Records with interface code
::::::

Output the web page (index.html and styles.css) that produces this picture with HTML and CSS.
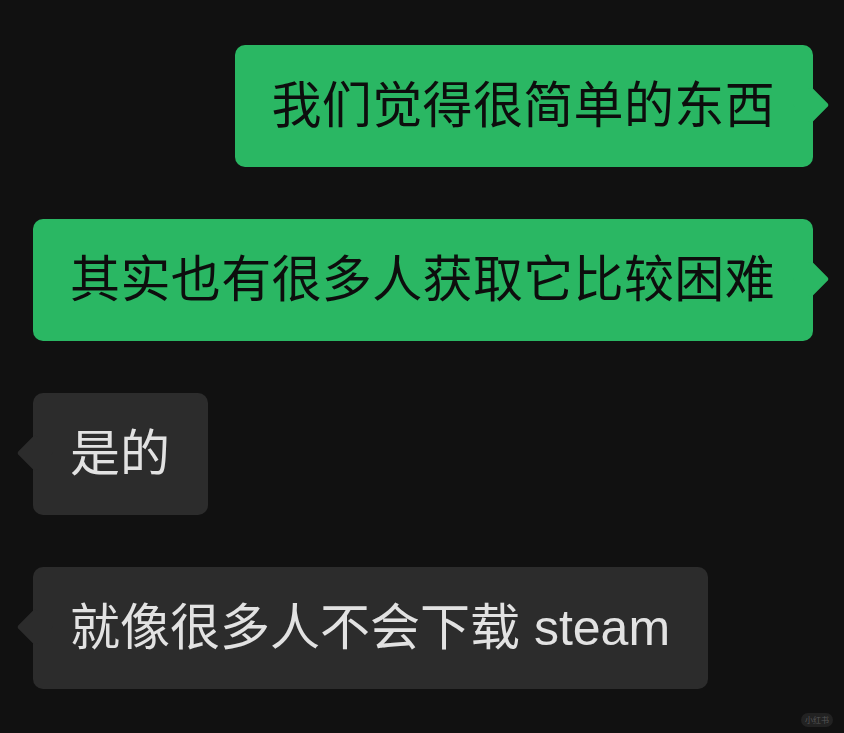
FILE: index.html
```html
<!DOCTYPE html>
<html>
<head>
  <meta charset="utf-8">
  <title>聊天记录</title>
  <link rel="stylesheet" href="styles.css">
</head>
<body>
  <div class="chat">
    <div class="row me">
      <div class="bubble">我们觉得很简单的东西</div>
    </div>
    <div class="row me">
      <div class="bubble">其实也有很多人获取它比较困难</div>
    </div>
    <div class="row them">
      <div class="bubble">是的</div>
    </div>
    <div class="row them">
      <div class="bubble">就像很多人不会下载 steam</div>
    </div>
  </div>
  <div class="mark">小红书</div>
</body>
</html>
```

FILE: styles.css
```css
html, body { margin: 0; background: #111111; }
body { width: 844px; height: 733px; overflow: hidden; position: relative; font-family: "Liberation Sans", "Noto Sans CJK SC", sans-serif; }
.chat { display: flex; flex-direction: column; gap: 52px; padding: 45px 31px 0 33px; }
.row { display: flex; }
.row.me { justify-content: flex-end; }
.row.them { justify-content: flex-start; }
.bubble { position: relative; font-size: 50px; line-height: 60px; padding: 31px 38px 31px 37px; border-radius: 10px; white-space: nowrap; }
.me .bubble { background: #2ab763; color: #0d0d0d; letter-spacing: 0.35px; }
.them .bubble { background: #2c2c2c; color: #e2e2e2; }
.bubble::after { content: ""; position: absolute; top: 50%; width: 26px; height: 26px; margin-top: -14px; border-radius: 3px; transform: rotate(45deg); }
.me .bubble::after { right: -11px; background: #2ab763; }
.them .bubble::after { left: -11px; background: #2c2c2c; }
.mark { position: absolute; right: 11px; bottom: 6px; padding: 1px 4px; border-radius: 8px; background: #222; color: #555; font-size: 8px; line-height: 12px; font-family: "Noto Sans CJK SC", sans-serif; }
```
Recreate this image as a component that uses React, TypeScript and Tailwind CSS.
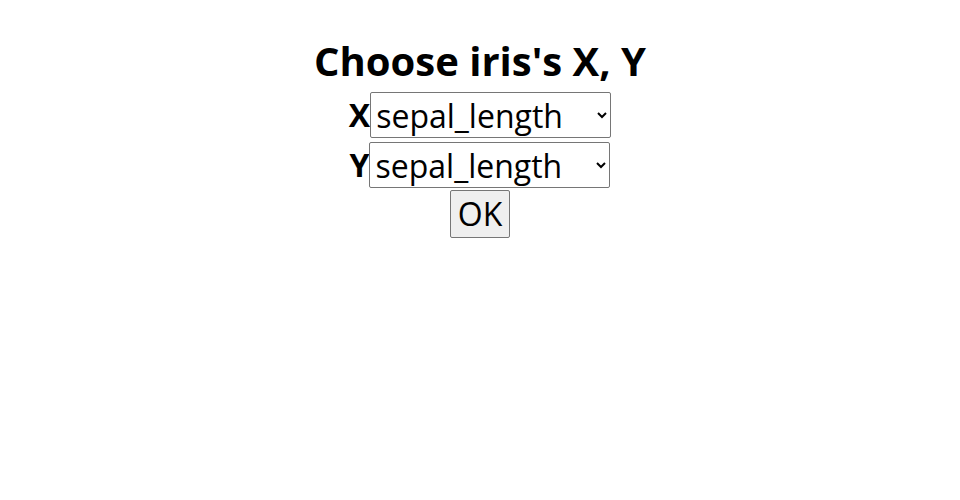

::::::

▸ Prompt
Write out the entries above verbatim; the pictures do not belong in your copy.

▸ Written answer
Output the web page (index.html and styles.css) that produces this picture with HTML and CSS.
FILE: index.html
```html
<!DOCTYPE html>
<html>
<head>
  <meta charset="utf-8">
  <title>聊天记录</title>
  <link rel="stylesheet" href="styles.css">
</head>
<body>
  <div class="chat">
    <div class="row me">
      <div class="bubble">我们觉得很简单的东西</div>
    </div>
    <div class="row me">
      <div class="bubble">其实也有很多人获取它比较困难</div>
    </div>
    <div class="row them">
      <div class="bubble">是的</div>
    </div>
    <div class="row them">
      <div class="bubble">就像很多人不会下载 steam</div>
    </div>
  </div>
  <div class="mark">小红书</div>
</body>
</html>
```

FILE: styles.css
```css
html, body { margin: 0; background: #111111; }
body { width: 844px; height: 733px; overflow: hidden; position: relative; font-family: "Liberation Sans", "Noto Sans CJK SC", sans-serif; }
.chat { display: flex; flex-direction: column; gap: 52px; padding: 45px 31px 0 33px; }
.row { display: flex; }
.row.me { justify-content: flex-end; }
.row.them { justify-content: flex-start; }
.bubble { position: relative; font-size: 50px; line-height: 60px; padding: 31px 38px 31px 37px; border-radius: 10px; white-space: nowrap; }
.me .bubble { background: #2ab763; color: #0d0d0d; letter-spacing: 0.35px; }
.them .bubble { background: #2c2c2c; color: #e2e2e2; }
.bubble::after { content: ""; position: absolute; top: 50%; width: 26px; height: 26px; margin-top: -14px; border-radius: 3px; transform: rotate(45deg); }
.me .bubble::after { right: -11px; background: #2ab763; }
.them .bubble::after { left: -11px; background: #2c2c2c; }
.mark { position: absolute; right: 11px; bottom: 6px; padding: 1px 4px; border-radius: 8px; background: #222; color: #555; font-size: 8px; line-height: 12px; font-family: "Noto Sans CJK SC", sans-serif; }
```
Recreate this image as a component that uses React, TypeScript and Tailwind CSS.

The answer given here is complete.